Tous les mercredis soir, depuis trois mois, Marie-Noëlle, Gilles et Véronique retournent à l’école, dans les locaux du lycée Jean- Moulin à Saint-Amand-Montrond (Cher).
Salariés de la fonderie Formes et Surfaces, ils suivent en dehors de leur temps de travail une formation « informatique et culture générale » dispensée par le groupement d’établissements pour la formation continue (Greta). Avec une douzaine de leurs collègues, ils sont volontaires pour s’initier deux heures par semaine au maniement de logiciels comme Word ou Excel, et en profitent pour réviser le calcul des pourcentages, les conjugaisons ou les règles grammaticales de base.

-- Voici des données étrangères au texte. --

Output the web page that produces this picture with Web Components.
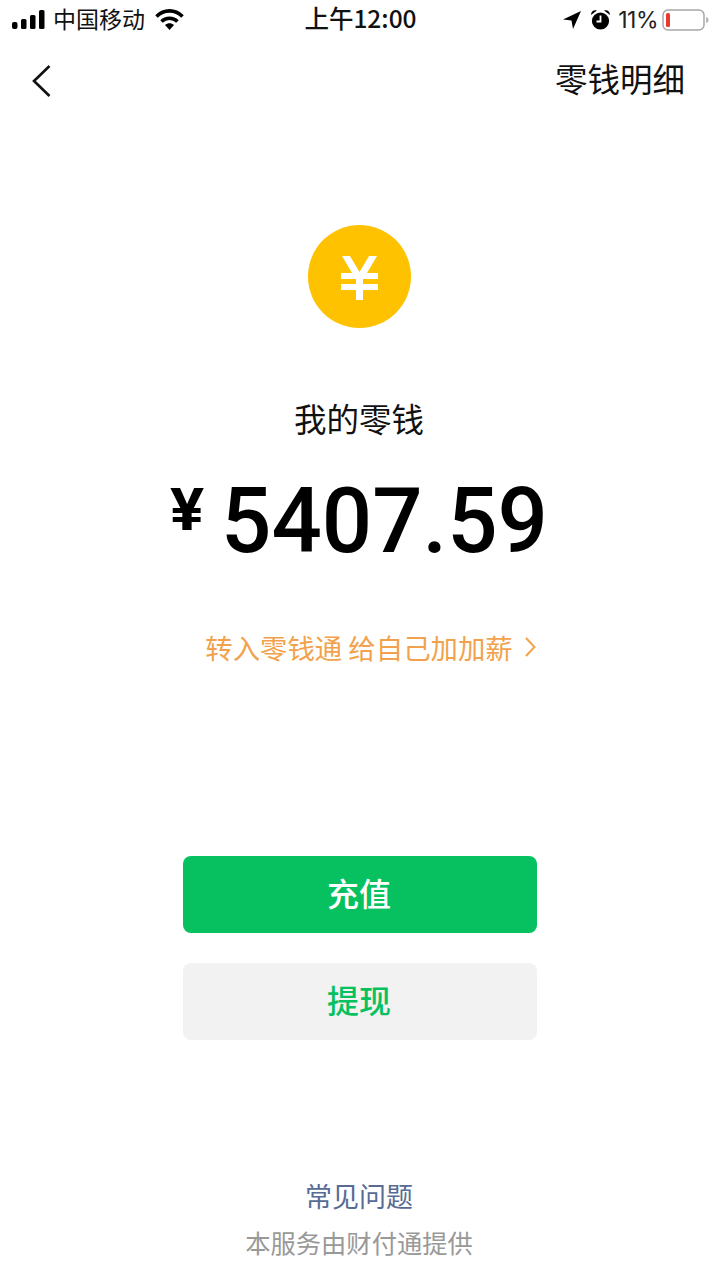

« Mon regret, c’est d’avoir quitté l’école trop tôt, dit Marie-Noëlle, 39 ans, employée au contrôle et à l’assemblage. Quand on m’a proposé de suivre ces cours, je n’ai pas hésité une seconde. » Pour la plupart, c’est la première fois de leur vie de salarié qu’ils accèdent à une formation. L’initiative, rare dans une PME au profit d’ouvriers non qualifiés, en revient au directeur de Formes et Surfaces, Stéphane Fremiot, qui a repris l’entreprise, en dépôt de bilan, il y a un an et demi.
Son objectif n’a rien de philanthropique. Il veut faire évoluer ses salariés vers de nouveaux matériels, mais dispose d’une main-d’oeuvre aux savoirs de base lacunaires. « Comment voulez-vous mettre en oeuvre une procédure de certification, qui exige un gros travail de rédaction, lorsque les gens ne peuvent pas aligner trois mots sans faire de faute ? Ils préfèrent ne pas jouer le jeu pour ne pas montrer leurs carences », explique-t-il. Il a vite compris qu’il lui fallait contourner le problème. « Plutôt que de dire « vous avez des difficultés », on a préféré que celles-ci se révèlent par le biais d’une formation informatique, en proposant en complément deux modules, en français et mathématiques. Pour eux, c’est plus valorisant. »
Stéphane Fremiot ne veut pas parler d’illettrisme, mais de « culture générale ». C’est tout de même cette réalité qui transparaît dans les discussions au sein du groupement d’employeurs dont il fait partie. « Des patrons nous disent : « J’ai un ouvrier de valeur, je voudrais le passer chef d’équipe, mais c’est impossible car il est incapable de rédiger » », observe Jean-Pierre Amiot, responsable de ce groupement. Pourtant, le phénomène reste encore tabou chez de nombreux chefs d’entreprise, qui ne voient pas pourquoi ils se substitueraient à l’éducation nationale. Il est aussi difficile à cerner du côté des salariés, qui utilisent des stratégies d’évitement. « Sur un chantier classique, ils vont par exemple savoir à l’oeil combien il faut de rouleaux de papier peint pour une pièce, sans avoir à en calculer le périmètre », relève Didier Ami, directeur adjoint à la direction départementale du travail du Cher.
Pour éviter que ces salariés, malgré leur savoir-faire, restent les exclus de la formation, les pouvoirs publics ont décidé de reprendre l’initiative de Formes et Surfaces. La direction du travail et de l’emploi et l’Agefos-PME, organisme de collecte de fonds pour la formation, vont sensibiliser les employeurs du Saint-Amandois et tenter d’identifier les salariés susceptibles de suivre une remise à niveau par le biais d’une formation informatique. Entre le Fonds social européen, l’Etat, le conseil régional ou les organismes de formation, ce ne sont pas les crédits qui manquent. Mais, comme le souligne Didier Ami, l’impulsion ne peut venir que des entreprises. Dans ce bassin d’emploi peu attirant, où les jeunes sont rares, il en va peut-être de la survie de l’industrie locale.